A percepção é compartilhada pelo coordenador de ações voltadas ao sistema socioeducativo no âmbito da parceria entre CNJ e PNUD, Cláudio Vieira. “Através do esforço técnico investido, todos os parceiros envolvidos foram capazes de realizar um curso de formação adequado ao formato remoto e na busca de alcançar o objetivo de implantar os núcleos de justiça restaurativa. Cabe destacar também a dedicação dos profissionais”, diz.

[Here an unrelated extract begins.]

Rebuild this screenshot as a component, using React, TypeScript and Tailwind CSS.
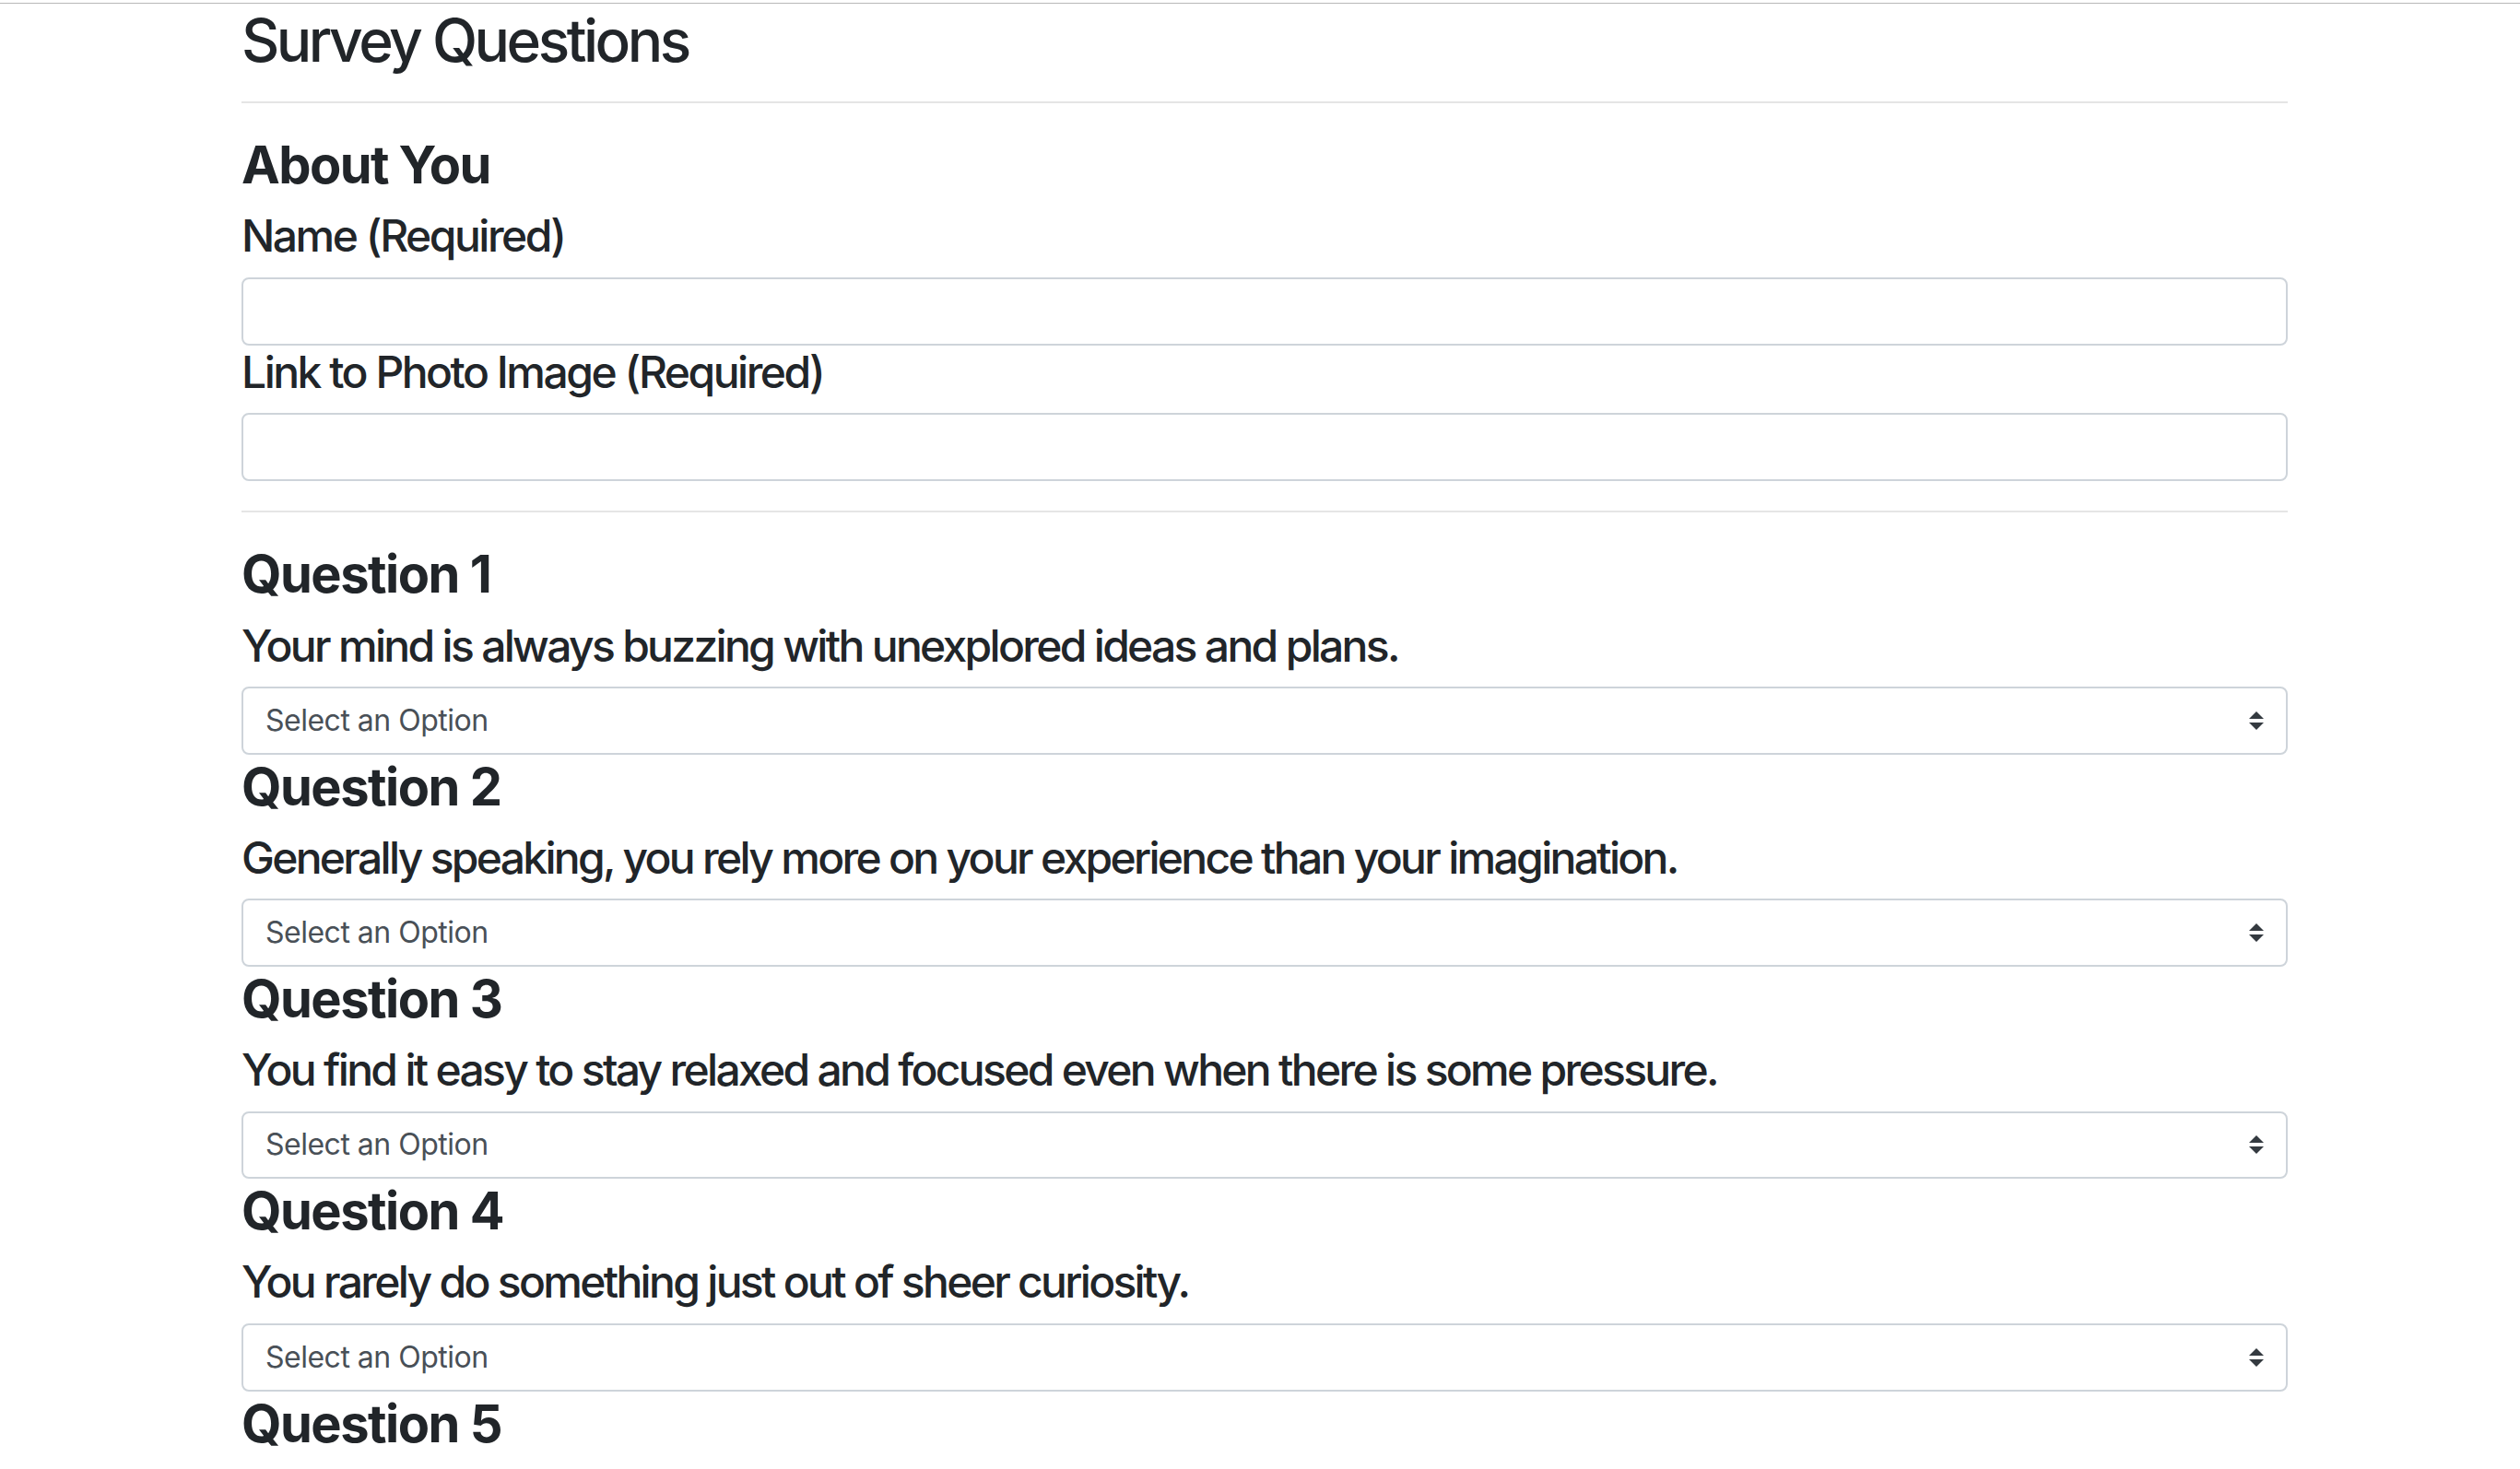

Suerda Araújo é uma das facilitadoras que atuarão no projeto e destaca a gramática compreendida pela comunidade, integrando lentes e olhares que menos buscam o controle e mais o engajamento social. “Me interessei pelo entendimento de que eu estaria colaborando na construção não de um novo tribunal, mas no desenvolvimento de uma nova justiça que busca reconhecer o poder de decisão e a autonomia dos sujeitos e da comunidade sobre suas próprias formas de gerenciar conflitos, por um caminho de diálogo, de criatividade, de reconhecimento das humanidades e de empoderamento”, diz.
Política judiciária
De acordo com a Resolução CNJ n. 225/2016, a justiça restaurativa “constitui-se como um conjunto ordenado e sistêmico de princípios, métodos, técnicas e atividades próprias, que visa à conscientização sobre os fatores relacionais, institucionais e sociais motivadores de conflitos e violência, e por meio do qual os conflitos que geram dano, concreto ou abstrato, são solucionados de modo estruturado”.